# Updated RuleTaker datasets for ProofWriter
This directory contains an updated version of the original [RuleTaker datasets](https://allenai.org/data/ruletaker),
associated with the paper "ProofWriter: Generating Implications, Proofs, and Abductive Statements
over Natural Language" (arXiv Dec 2020).
The top directories are:
* CWA: Closed-world-assumption version of the dataset. Theories without negation are the same as the original
RuleTaker datasets. Theories with negation were regenerated with a similar distribution to the original datasets
but with a few issues fixed to ensure Datalog compatibility (remove negative facts and rules with negative
conclusions; ensure all theories are stratifiable; ensure no rule has a free variable in a negated condition)
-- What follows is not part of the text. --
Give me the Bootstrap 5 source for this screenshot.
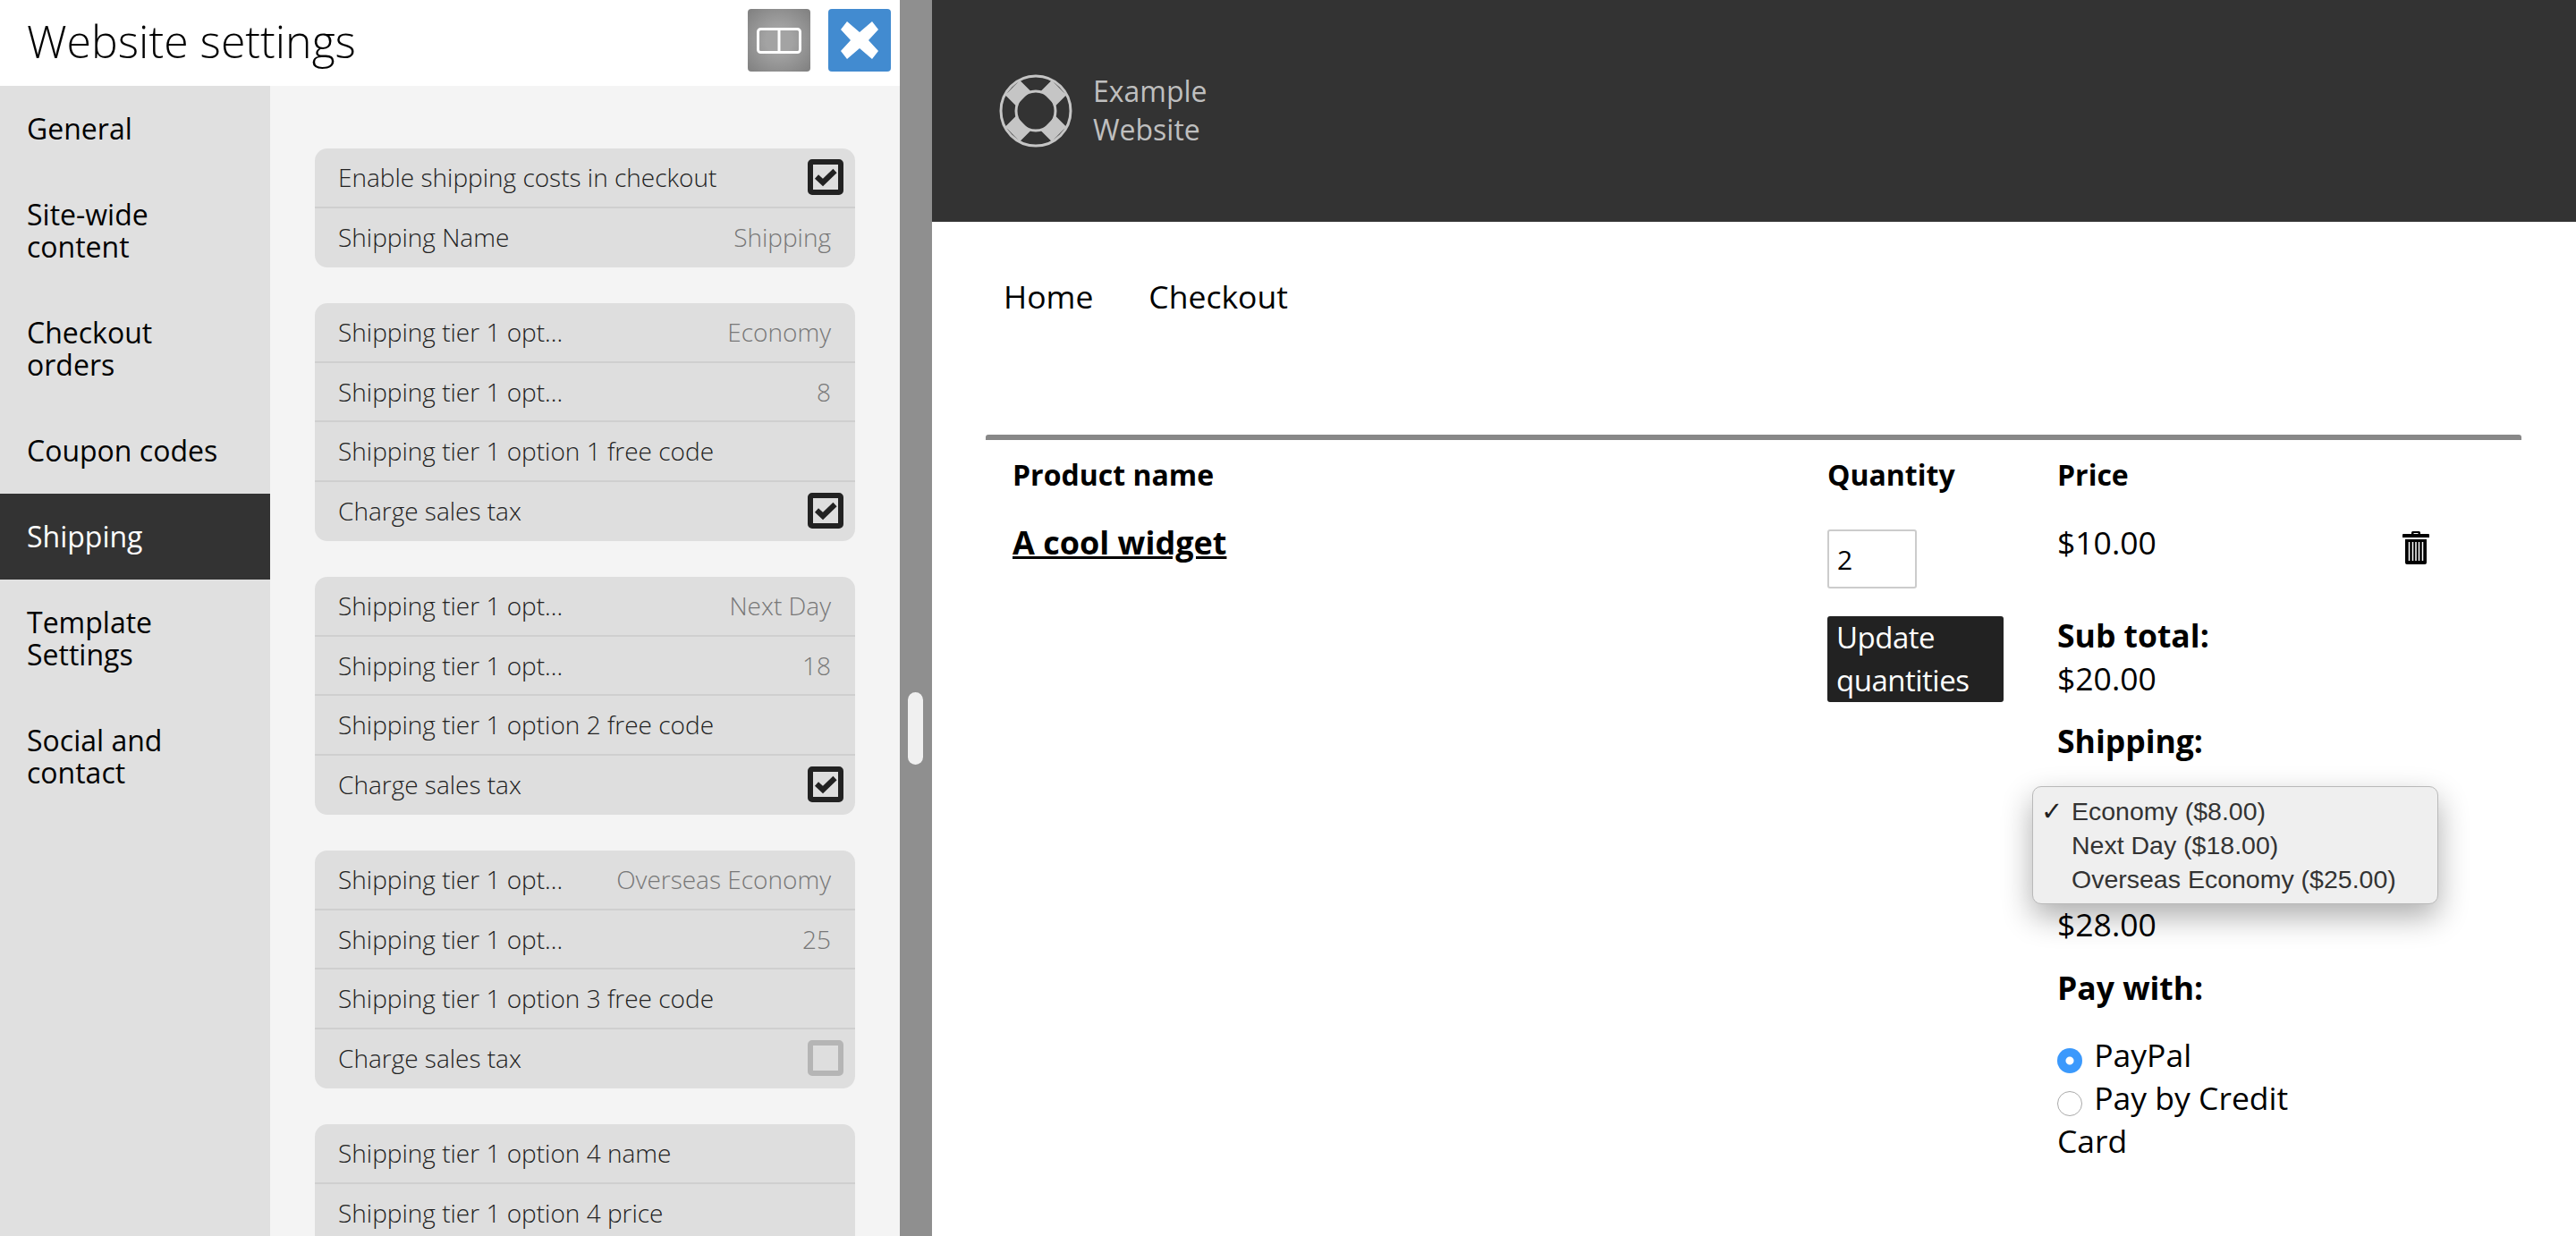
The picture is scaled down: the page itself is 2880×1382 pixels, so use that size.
<!DOCTYPE html>
<html lang="en">

<head>
    <meta charset="UTF-8">
    <meta name="viewport" content="width=device-width, initial-scale=1.0">
    <title>Website settings</title>
    <link href="https://cdn.jsdelivr.net/npm/bootstrap@5.3.2/dist/css/bootstrap.min.css" rel="stylesheet">

    <style>
        html, body {
            height: 100%;
            overflow: hidden;
        }

        body {
            font-family: "Open Sans", sans-serif;
            font-size: 35px;
            line-height: 48px;
            color: #000;
        }

        /* settings panel */
        .settings-pane {
            width: 1006px;
            flex: none;
        }

        .settings-head {
            height: 96px;
            flex: none;
            padding: 10px 10px 0 30px;
            background: #fff;
        }

        .settings-title {
            font-size: 50px;
            font-weight: 300;
            line-height: 72px;
            margin: 0;
        }

        .head-btn {
            width: 70px;
            height: 70px;
            padding: 0;
            border: 0;
            border-radius: 4px;
        }

        .head-btn-layout {
            background: radial-gradient(circle, #a3a3a3 30%, #7f7f7f 100%);
            margin-right: 20px;
        }

        .head-btn-close {
            background: #428bd0;
        }

        .settings-side {
            width: 302px;
            flex: none;
            background: #e0e0e0;
        }

        .settings-side .nav-link {
            padding: 30px 50px 30px 30px;
            font-size: 32px;
            line-height: 36px;
            color: #000;
        }

        .settings-side .nav-link.active {
            background: #333;
            color: #fff;
        }

        .settings-body {
            background: #f4f4f4;
            padding: 70px 50px 0;
        }

        .opt-group {
            --bs-list-group-bg: #dedede;
            --bs-list-group-border-width: 0;
            --bs-list-group-border-radius: 14px;
            margin-bottom: 40px;
        }

        .opt-group .list-group-item {
            height: 66.5px;
            padding: 0 13px 0 26px;
            border-bottom: 2px solid #cfcfcf;
            font-size: 28px;
            font-weight: 300;
            line-height: 40px;
            color: #222;
        }

        .opt-group .list-group-item:last-child {
            border-bottom-color: transparent;
        }

        .opt-value {
            color: #777;
            padding-right: 14px;
        }

        .tick-box {
            width: 40px;
            height: 40px;
            border: 6px solid #222;
            border-radius: 5px;
        }

        .tick-box svg {
            overflow: visible;
        }

        .tick-box-off {
            border-color: #b5b5b5;
        }

        .pane-splitter {
            width: 36px;
            flex: none;
            background: #8f8f8f;
            padding-top: 774px;
        }

        .splitter-thumb {
            width: 17px;
            height: 81px;
            margin-left: 9px;
            border-radius: 9px;
            background: #f0f0f0;
        }

        /* example site */
        .site-head {
            height: 248px;
            background: #333;
            padding: 83px 0 0 75px;
            color: #bfbfbf;
            font-size: 32px;
            line-height: 43px;
        }

        .site-name {
            margin: -3px 0 0 23px;
        }

        .site-nav {
            padding: 59px 0 0 80px;
            gap: 62px;
        }

        .site-nav .nav-link {
            padding: 0;
            font-size: 35.500px;
            line-height: 48px;
            color: #000;
        }

        .cart-wrap {
            margin: 131px 61px 0 60px;
            border-top: 6px solid #888;
            border-radius: 3px;
        }

        .cart-table {
            --bs-table-bg: transparent;
            --bs-table-color: #000;
            table-layout: fixed;
            margin: 0;
        }

        .cart-table th, .cart-table td {
            padding: 0 30px;
            font-size: 32px;
            line-height: 48px;
            vertical-align: top;
        }

        .cart-table th {
            padding-top: 15px;
            padding-bottom: 27px;
            font-weight: 700;
        }

        .cart-table td {
            font-size: 35.500px;
            padding-top: 0;
        }

        .cell-qty { width: 258px; }
        .cell-price { width: 385px; }
        .cell-bin { width: 163px; }
        .cell-price-pad { margin-left: -1px; }

        .product-link {
            font-size: 36px;
            font-weight: 700;
            color: #000;
        }

        .qty-input {
            width: 100px;
            height: 66px;
            padding: 0 9px;
            border: 2px solid #ccc;
            border-radius: 3px;
            font-size: 30px;
            margin-top: 10px;
        }

        .update-btn {
            display: block;
            width: 197px;
            margin-top: 31px;
            padding: 0 10px;
            border: 0;
            border-radius: 3px;
            background: #222;
            color: #fff;
            font-size: 33px;
            font-weight: 400;
            line-height: 48px;
            letter-spacing: -.5px;
            text-align: left;
        }

        .sum-label {
            font-weight: 700;
            margin: 0;
        }

        .sum-block {
            margin-bottom: 23px;
        }

        .price-now {
            margin-bottom: 10px;
            height: 48px;
        }

        .sub-block {
            margin-top: 56px;
            margin-bottom: 22px;
        }

        .pay-radio {
            appearance: none;
            width: 28px;
            height: 28px;
            margin: 0 4px -7px 0;
            border: 1px solid #aaa;
            border-radius: 50%;
            background: #fff;
        }

        .pay-radio:checked {
            border: 0;
            background: radial-gradient(circle, #fff 0 4px, #3b99fc 5px);
        }

        .ship-menu {
            position: absolute;
            left: 2px;
            top: 0;
            width: 454px;
            height: 132px;
            padding: 8px 0 0 43px;
            background: #efefef;
            border: 1px solid #b9b9b9;
            border-radius: 10px;
            box-shadow: 0 14px 34px rgba(0, 0, 0, .32);
            font-family: "Liberation Sans", sans-serif;
            font-size: 28.500px;
            line-height: 38px;
            color: #333;
        }

        .ship-tick {
            position: absolute;
            left: 9px;
            color: #222;
        }

        .ship-slot {
            position: relative;
            height: 130px;
            margin-left: -30px;
        }

        .ship-label {
            margin-bottom: 27px;
        }

        .pay-label {
            margin-bottom: 27px;
        }
    </style>
</head>

<body>
    <div class="d-flex h-100">
        <div class="settings-pane d-flex flex-column">
            <div class="settings-head d-flex justify-content-between">
                <h1 class="settings-title">Website settings</h1>
                <div class="d-flex">
                    <button class="head-btn head-btn-layout d-flex align-items-center justify-content-center">
                        <svg width="50" height="29" viewBox="0 0 50 29"><rect x="1.5" y="1.5" width="47" height="26" rx="3" fill="none" stroke="#fff" stroke-width="3"/><path d="M25 2v25" stroke="#fff" stroke-width="3"/></svg>
                    </button>
                    <button class="head-btn head-btn-close d-flex align-items-center justify-content-center">
                        <svg width="44" height="42" viewBox="0 0 44 42"><path d="M8 0l14 12L36 0l7 9-11 12 11 12-7 9-14-12L8 42l-7-9 11-12L1 9z" fill="#fff"/></svg>
                    </button>
                </div>
            </div>
            <div class="d-flex flex-grow-1 overflow-hidden">
                <nav class="settings-side nav flex-column flex-nowrap">
                    <a class="nav-link" href="#">General</a>
                    <a class="nav-link" href="#">Site-wide content</a>
                    <a class="nav-link" href="#">Checkout orders</a>
                    <a class="nav-link" href="#">Coupon codes</a>
                    <a class="nav-link active" href="#">Shipping</a>
                    <a class="nav-link" href="#">Template Settings</a>
                    <a class="nav-link" href="#">Social and contact</a>
                </nav>
                <div class="settings-body flex-grow-1" id="groups"></div>
            </div>
        </div>

        <div class="pane-splitter">
            <div class="splitter-thumb"></div>
        </div>

        <div class="flex-grow-1">
            <div class="site-head d-flex">
                <svg width="82" height="82" viewBox="0 0 82 82" fill="none" stroke="#c5c5c5">
                    <circle cx="41" cy="41" r="39" stroke-width="3"/>
                    <circle cx="41" cy="41" r="22" stroke-width="3"/>
                    <path d="M27 27L15 15M55 27l12-12M27 55L15 67M55 55l12 12" stroke-width="23"/>
                </svg>
                <div class="site-name">Example<br>Website</div>
            </div>
            <nav class="site-nav nav">
                <a class="nav-link" href="#">Home</a>
                <a class="nav-link" href="#">Checkout</a>
            </nav>
            <div class="cart-wrap">
                <table class="cart-table table table-borderless">
                    <thead>
                        <tr>
                            <th>Product name</th>
                            <th class="cell-qty">Quantity</th>
                            <th class="cell-price"><span class="d-block cell-price-pad">Price</span></th>
                            <th class="cell-bin"></th>
                        </tr>
                    </thead>
                    <tbody>
                        <tr>
                            <td><a class="product-link" href="#">A cool widget</a></td>
                            <td>
                                <input class="qty-input" type="text" value="2" aria-label="Quantity">
                                <button class="update-btn">Update quantities</button>
                            </td>
                            <td>
                                <div class="cell-price-pad">
                                    <div class="price-now">$10.00</div>
                                    <div class="sub-block">
                                        <p class="sum-label">Sub total:</p>
                                        $20.00
                                    </div>
                                    <p class="sum-label ship-label">Shipping:</p>
                                    <div class="ship-slot">
                                        <div class="ship-menu">
                                            <span class="ship-tick">✓</span>
                                            Economy ($8.00)<br>
                                            Next Day ($18.00)<br>
                                            Overseas Economy ($25.00)
                                        </div>
                                    </div>
                                    <div class="sum-block">$28.00</div>
                                    <p class="sum-label pay-label">Pay with:</p>
                                    <label class="d-block"><input class="pay-radio" type="radio" name="pay" checked> PayPal</label>
                                    <label class="d-block"><input class="pay-radio" type="radio" name="pay"> Pay by Credit Card</label>
                                </div>
                            </td>
                            <td>
                                <svg class="mt-1" width="30" height="37" viewBox="0 0 30 37"><path d="M10 3V1.500Q10 0 11.500 0h7Q20 0 20 1.500V3h9q1 0 1 1v3H0V4q0-1 1-1zM12.500 3h5V2h-5zM3 9h24v26q0 2-2 2H5q-2 0-2-2z"/><path d="M7.500 12v21M11.500 12v21M15 12v21M18.500 12v21M22.500 12v21" stroke="#fff" stroke-width="1.500"/></svg>
                            </td>
                        </tr>
                    </tbody>
                </table>
            </div>
        </div>
    </div>

    <script src="https://cdn.jsdelivr.net/npm/bootstrap@5.3.2/dist/js/bootstrap.bundle.min.js"></script>
    <script>
        // option groups of the shipping panel: [label, value], value true/false is a checkbox
        const tick = '<svg width="28" height="28" viewBox="0 0 28 28"><path d="M4 13.500l7 6.500L24.500 7" fill="none" stroke="#222" stroke-width="6"/></svg>';
        const grupos = [
            [['Enable shipping costs in checkout', true], ['Shipping Name', 'Shipping']],
            [['Shipping tier 1 opt...', 'Economy'], ['Shipping tier 1 opt...', '8'], ['Shipping tier 1 option 1 free code'], ['Charge sales tax', true]],
            [['Shipping tier 1 opt...', 'Next Day'], ['Shipping tier 1 opt...', '18'], ['Shipping tier 1 option 2 free code'], ['Charge sales tax', true]],
            [['Shipping tier 1 opt...', 'Overseas Economy'], ['Shipping tier 1 opt...', '25'], ['Shipping tier 1 option 3 free code'], ['Charge sales tax', false]],
            [['Shipping tier 1 option 4 name'], ['Shipping tier 1 option 4 price'], ['Shipping tier 1 option 4 free code'], ['Charge sales tax', false]],
        ];
        document.getElementById('groups').innerHTML = grupos.map((linhas) => {
            const itens = linhas.map(([label, valor]) => {
                let direita = '';
                if (valor === true) direita = `<span class="tick-box d-flex align-items-center justify-content-center">${tick}</span>`;
                if (valor === false) direita = '<span class="tick-box tick-box-off"></span>';
                if (typeof valor === 'string') direita = `<span class="opt-value">${valor}</span>`;
                return `<div class="list-group-item d-flex justify-content-between align-items-center"><span>${label}</span>${direita}</div>`;
            }).join('');
            return `<div class="opt-group list-group">${itens}</div>`;
        }).join('');
    </script>
</body>

</html>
* OWA: Open-world-assumption version of the dataset (no CWA, negative rule conditions treated as hard
negation, rather than negation-as-failure NAF). Similar to CWA, the theories with negation were regenerated,
although we allow negative facts and rule conclusions in this case. In OWA, questions without a proof has
the answer "Unknown".
Within each CWA/OWA directory, the individual datasets are as follows:
* depth-N (N=0, 1, 2, 3, 5): Questions with rulebases in synthetic language reasoning paths up to depth N, as defined in the paper.
* birds-electricity: Questions with "birds" and "electricity" rulebases.
* NatLang: Questions with rulebases in crowdsourced natural language.
* depth-3ext: The Depth3 dataset augmented with 10% each of the depth=0, depth=1, and depth-2 datasets.
* depth-3ext-NatLang: The Depth3Ext dataset augmented with the NatLang one.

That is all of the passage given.